Preserve Aspect 設定時のImage

Anchor で指定した開始位置と実際のImage の表示位置は多少ズレることになるが、これで余白の偏りをなくし、かつ、アスペクトを綺麗に保って表示することができる。

 

  • Stretch Anchor(+ Horizotal Layout Group)

Stretch Anchor は、Anchor の"Min" と"Max" のX 座標、又はY 座標、又は両方が、"Min" は"0" に"Max" は "1" に設定されているAnchor のことである。

Stretch Anchor

考え方は、Custom Anchor と変わりはないが、Horizontal Layout Group コンポーネントと合わせて使用することで、Custom Anchor の説明で示したやり方とは別の方法でLayout の調整を行うことができる。

 

Horizontal Layout Group コンポーネント

例として、Horizontal Layout Group コンポーネントをアタッチしたPanel UI オブジェクトと、その子オブジェクトとしてImage UI オブジェクトを配置した場合で説明する。

 

Horizontal Layout Group を使ったLayout

Horizontal Layout Group コンポーネントは、子オブジェクトを水平方向に均等に整列させるLayout コンポーネントである。"Padding" を設定することで、上下左右に余白を作ることができる。

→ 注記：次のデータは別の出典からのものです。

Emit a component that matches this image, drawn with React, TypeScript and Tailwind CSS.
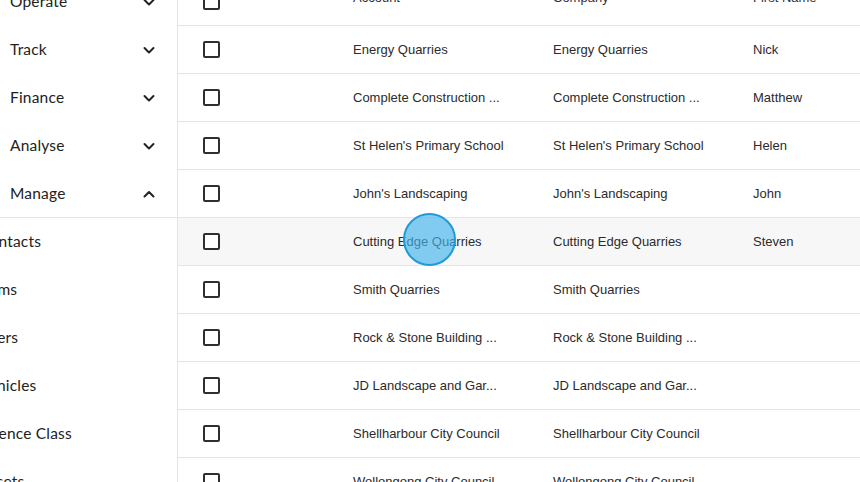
import React from "react";

const navItems = [
  { label: "Operate", open: false },
  { label: "Track", open: false },
  { label: "Finance", open: false },
  { label: "Analyse", open: false },
  { label: "Manage", open: true },
];

const subItems = ["Contacts", "Items", "Users", "Vehicles", "Licence Class", "Assets"];

const rows = [
  { account: "Energy Quarries", company: "Energy Quarries", first: "Nick" },
  { account: "Complete Construction ...", company: "Complete Construction ...", first: "Matthew" },
  { account: "St Helen's Primary School", company: "St Helen's Primary School", first: "Helen" },
  { account: "John's Landscaping", company: "John's Landscaping", first: "John" },
  { account: "Cutting Edge Quarries", company: "Cutting Edge Quarries", first: "Steven", hover: true },
  { account: "Smith Quarries", company: "Smith Quarries", first: "" },
  { account: "Rock & Stone Building ...", company: "Rock & Stone Building ...", first: "" },
  { account: "JD Landscape and Gar...", company: "JD Landscape and Gar...", first: "" },
  { account: "Shellharbour City Council", company: "Shellharbour City Council", first: "" },
  { account: "Wollongong City Council", company: "Wollongong City Council", first: "" },
];

const Chevron = ({ up }: { up?: boolean }) => (
  <svg width="14" height="14" viewBox="0 0 14 14" fill="none">
    <polyline
      points={up ? "2.5,9.5 7,5 11.5,9.5" : "2.5,5 7,9.5 11.5,5"}
      stroke="#222"
      strokeWidth="2"
      strokeLinecap="round"
      strokeLinejoin="round"
    />
  </svg>
);

const Checkbox = () => (
  <div className="w-[17px] h-[17px] border-2 border-[#2f2f2f] rounded-[2px] bg-white" />
);

export default function App() {
  return (
    <div className="relative w-[860px] h-[482px] overflow-hidden bg-white flex">
      <aside
        className="w-[178px] shrink-0 border-r border-[#e4e4e4] text-[#222] text-[15.5px]"
        style={{ fontFamily: "Lato, 'Open Sans', sans-serif" }}
      >
        <div className="-mt-[22px]">
          {navItems.map((item) => (
            <div
              key={item.label}
              className={`h-[48px] flex items-center justify-between pl-[10px] pr-[21px] ${item.open ? "border-b border-[#e4e4e4]" : ""}`}
            >
              <span className="tracking-[0.2px]">{item.label}</span>
              <Chevron up={item.open} />
            </div>
          ))}
          {subItems.map((s) => (
            <div key={s} className="h-[48px] flex items-center">
              <span className="-ml-[21px] whitespace-nowrap tracking-[0.2px]">{s}</span>
            </div>
          ))}
        </div>
      </aside>

      <main
        className="flex-1 text-[13px] text-[#2b2b2b]"
        style={{ fontFamily: "'Liberation Sans', Arial, sans-serif" }}
      >
        <div className="-mt-[22px]">
          <div className="h-[48px] flex items-center border-b border-[#e4e4e4] text-[#333]">
            <div className="w-[155px] pl-[25px]">
              <Checkbox />
            </div>
            <div className="w-[200px] pl-[20px] pb-[8px]">Account</div>
            <div className="w-[200px] pl-[20px] pb-[8px]">Company</div>
            <div className="flex-1 pl-[20px] pb-[8px]">First Name</div>
          </div>
          {rows.map((r) => (
            <div
              key={r.account}
              className={`h-[48px] flex items-center border-b border-[#e4e4e4] ${r.hover ? "bg-[#f7f7f7]" : ""}`}
            >
              <div className="w-[155px] pl-[25px]">
                <Checkbox />
              </div>
              <div className="w-[200px] pl-[20px] whitespace-nowrap">{r.account}</div>
              <div className="w-[200px] pl-[20px] whitespace-nowrap">{r.company}</div>
              <div className="flex-1 pl-[20px]">{r.first}</div>
            </div>
          ))}
        </div>
      </main>

      <div className="absolute left-[403px] top-[213px] w-[53px] h-[53px] rounded-full border-2 border-[#1f9bd7] bg-[#43b4ec]/65" />
    </div>
  );
}
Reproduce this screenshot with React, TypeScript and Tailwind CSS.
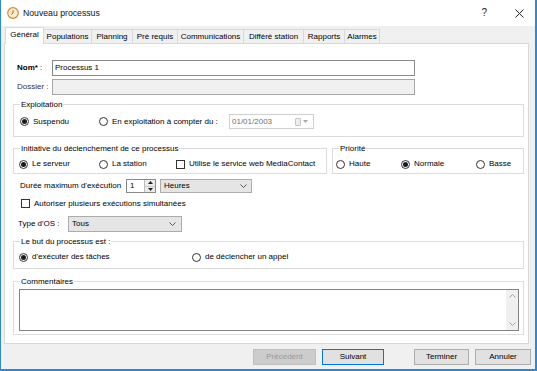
import React from 'react'

// Windows dialog "Nouveau processus", onglet Général

function Radio({ checked }: { checked?: boolean }) {
  return (
    <span className="w-[9px] h-[9px] rounded-full border border-[#333] bg-white flex items-center justify-center shrink-0">
      {checked && <span className="w-[5px] h-[5px] rounded-full bg-[#1a1a1a]" />}
    </span>
  )
}

function Checkbox() {
  return <span className="w-[9px] h-[9px] border border-[#333] bg-white shrink-0" />
}

function Option({ label, checked, width, box }: { label: string; checked?: boolean; width?: string; box?: boolean }) {
  return (
    <div className={`flex items-center gap-[4px] shrink-0 ${width ?? ''}`}>
      {box ? <Checkbox /> : <Radio checked={checked} />}
      <span className="whitespace-nowrap">{label}</span>
    </div>
  )
}

function GroupBox({ title, className, children }: { title: string; className?: string; children?: React.ReactNode }) {
  return (
    <div className={`relative border border-[#dcdcdc] shrink-0 ${className ?? ''}`}>
      <span className="absolute -top-[5px] left-[6px] bg-white px-[1px] leading-[10px] whitespace-nowrap">{title}</span>
      {children}
    </div>
  )
}

function Chevron({ className }: { className?: string }) {
  return (
    <svg width="7" height="4" viewBox="0 0 7 4" className={className}>
      <polyline points="0.5,0.5 3.5,3.5 6.5,0.5" fill="none" stroke="#555" strokeWidth="1" />
    </svg>
  )
}

const tabs = [
  { label: 'Général', w: 'w-[39px]' },
  { label: 'Populations', w: 'w-[48px]' },
  { label: 'Planning', w: 'w-[41px]' },
  { label: 'Pré requis', w: 'w-[45px]' },
  { label: 'Communications', w: 'w-[66px]' },
  { label: 'Différé station', w: 'w-[60px]' },
  { label: 'Rapports', w: 'w-[41px]' },
  { label: 'Alarmes', w: 'w-[35px]' },
]

export default function App() {
  return (
    <div className="w-[537px] h-[371px] flex flex-col bg-[#f0f0f0] border-l border-r-2 border-b-2 border-[#2b8ad6] text-[8px] text-black font-['Liberation_Sans',Arial,sans-serif] leading-none overflow-hidden">
      {/* title bar */}
      <div className="h-[26px] bg-white flex items-center shrink-0">
        <svg width="12" height="12" viewBox="0 0 12 12" className="ml-[6px]">
          <circle cx="6" cy="6" r="5.3" fill="#fcecd4" stroke="#d98a2c" strokeWidth="1.2" />
          <path d="M6 3.2V6L4.2 7.6" fill="none" stroke="#9a5a1a" strokeWidth="0.9" />
        </svg>
        <span className="ml-[4px] text-[8.7px] text-[#111]">Nouveau processus</span>
        <span className="ml-auto text-[10px] text-[#222]">?</span>
        <svg width="9" height="9" viewBox="0 0 9 9" className="ml-[28px] mr-[11px]">
          <path d="M0.5 0.5L8.5 8.5M8.5 0.5L0.5 8.5" stroke="#222" strokeWidth="1" />
        </svg>
      </div>

      {/* tabs */}
      <div className="h-[17px] flex items-end pl-[4px] shrink-0">
        {tabs.map((t, i) =>
          i === 0 ? (
            <div
              key={t.label}
              className={`${t.w} h-[17px] -mb-px relative z-10 bg-white border border-b-0 border-[#d9d9d9] flex items-center justify-center pb-[2px]`}
            >
              {t.label}
            </div>
          ) : (
            <div
              key={t.label}
              className={`${t.w} h-[14px] bg-[#f0f0f0] border-t border-r border-[#d9d9d9] flex items-center justify-center whitespace-nowrap`}
            >
              {t.label}
            </div>
          )
        )}
      </div>

      {/* panel */}
      <div className="ml-[3px] w-[525px] h-[301px] bg-white border border-[#d9d9d9] flex flex-col pl-[8px] pr-[4px] shrink-0">
        <div className="mt-[16px] h-[16px] flex items-center pl-[4px] shrink-0">
          <span className="w-[35px]">
            <b>Nom*</b> :
          </span>
          <div className="w-[363px] h-[16px] border border-[#8a8a8a] flex items-center pl-[2px]">Processus 1</div>
        </div>

        <div className="mt-[3px] h-[16px] flex items-center pl-[4px] shrink-0">
          <span className="w-[35px] text-[#333]">Dossier :</span>
          <div className="w-[363px] h-[16px] border border-[#a6a6a6] bg-[#f0f0f0]" />
        </div>

        <GroupBox title="Exploitation" className="mt-[9px] h-[33px]">
          <div className="h-full flex items-center pl-[6px] pt-[2px]">
            <Option label="Suspendu" checked width="w-[79px]" />
            <Option label="En exploitation à compter du :" width="w-[130px]" />
            <div className="w-[85px] h-[15px] border border-[#cfcfcf] bg-white flex items-center pl-[2px] text-[#707070]">
              01/01/2003
              <span className="ml-auto w-[6px] h-[8px] rounded-[1px] border border-[#c4c4c4] bg-[#ededed]" />
              <svg width="5" height="3" viewBox="0 0 5 3" className="ml-[2px] mr-[5px]">
                <polygon points="0,0 5,0 2.5,3" fill="#a8a8a8" />
              </svg>
            </div>
          </div>
        </GroupBox>

        <div className="mt-[11px] h-[26px] flex gap-[5px] shrink-0">
          <GroupBox title="Initiative du déclenchement de ce processus" className="w-[314px] h-full">
            <div className="h-full flex items-center pl-[5px] pt-[6px]">
              <Option label="Le serveur" checked width="w-[80px]" />
              <Option label="La station" width="w-[77px]" />
              <Option label="Utilise le service web MediaContact" box />
            </div>
          </GroupBox>
          <GroupBox title="Priorité" className="flex-1 h-full">
            <div className="h-full flex items-center pl-[3px] pt-[6px]">
              <Option label="Haute" width="w-[65px]" />
              <Option label="Normale" checked width="w-[75px]" />
              <Option label="Basse" />
            </div>
          </GroupBox>
        </div>

        <div className="mt-[5px] h-[14px] flex items-center pl-[7px] shrink-0">
          <span className="w-[106px] whitespace-nowrap">Durée maximum d'exécution</span>
          <div className="w-[30px] h-full border border-[#8a8a8a] bg-white flex">
            <span className="flex-1 pl-[3px] flex items-center">1</span>
            <div className="w-[11px] flex flex-col border-l border-[#bdbdbd]">
              <div className="flex-1 bg-[#ececec] border-b border-[#c8c8c8] flex items-center justify-center">
                <svg width="5" height="3" viewBox="0 0 5 3">
                  <polygon points="0,3 5,3 2.5,0" fill="#222" />
                </svg>
              </div>
              <div className="flex-1 bg-[#ececec] flex items-center justify-center">
                <svg width="5" height="3" viewBox="0 0 5 3">
                  <polygon points="0,0 5,0 2.5,3" fill="#222" />
                </svg>
              </div>
            </div>
          </div>
          <div className="ml-[4px] w-[92px] h-full bg-[#e5e5e5] border border-[#acacac] flex items-center pl-[3px]">
            Heures
            <Chevron className="ml-auto mr-[4px]" />
          </div>
        </div>

        <div className="mt-[5px] h-[11px] flex items-center pl-[8px] shrink-0">
          <Option label="Autoriser plusieurs exécutions simultanées" box />
        </div>

        <div className="mt-[7px] h-[16px] flex items-center pl-[5px] shrink-0">
          <span className="w-[50px]">Type d'OS :</span>
          <div className="w-[114px] h-full bg-[#e5e5e5] border border-[#acacac] flex items-center pl-[3px]">
            Tous
            <Chevron className="ml-auto mr-[5px]" />
          </div>
        </div>

        <GroupBox title="Le but du processus est :" className="mt-[9px] h-[28px]">
          <div className="h-full flex items-center pl-[5px] pt-[4px]">
            <Option label="d'exécuter des tâches" checked width="w-[173px]" />
            <Option label="de déclencher un appel" />
          </div>
        </GroupBox>

        <GroupBox title="Commentaires" className="mt-[12px] h-[54px] flex">
          <div className="flex-1 ml-[5px] mr-[4px] mt-[7px] mb-[3px] border border-[#828282] bg-white flex justify-end">
            <div className="w-[12px] bg-[#f0f0f0] flex flex-col items-center justify-between py-[4px]">
              <Chevron className="rotate-180 opacity-50" />
              <Chevron className="opacity-50" />
            </div>
          </div>
        </GroupBox>
      </div>

      {/* buttons */}
      <div className="mt-[5px] h-[16px] flex pl-[252px] shrink-0">
        <div className="w-[63px] h-full bg-[#cccccc] border border-[#bfbfbf] text-[#9a9a9a] flex items-center justify-center">Précédent</div>
        <div className="ml-[6px] w-[62px] h-full bg-[#e1e1e1] border border-[#0078d7] flex items-center justify-center">Suivant</div>
        <div className="ml-[30px] w-[55px] h-full bg-[#e1e1e1] border border-[#adadad] flex items-center justify-center">Terminer</div>
        <div className="ml-[6px] w-[56px] h-full bg-[#e1e1e1] border border-[#adadad] flex items-center justify-center">Annuler</div>
      </div>
    </div>
  )
}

上図の例では、Horizontal Layout Group コンポーネントがアタッチされている親オブジェクト(Panel UI)のAnchor を水平方向のStretch Anchor に設定し、画サイズ一杯に広がるようにしている。"Padding" は左右に93 pixel 取り、その中に子オブジェクトを整列するように配置した。

 

Horizontal Layout Group を使ったLayout (アスペクト変更時)

画サイズのアスペクトがより横長になった場合は、自動的に子オブジェクトが均等になるように再配置されることがわかる。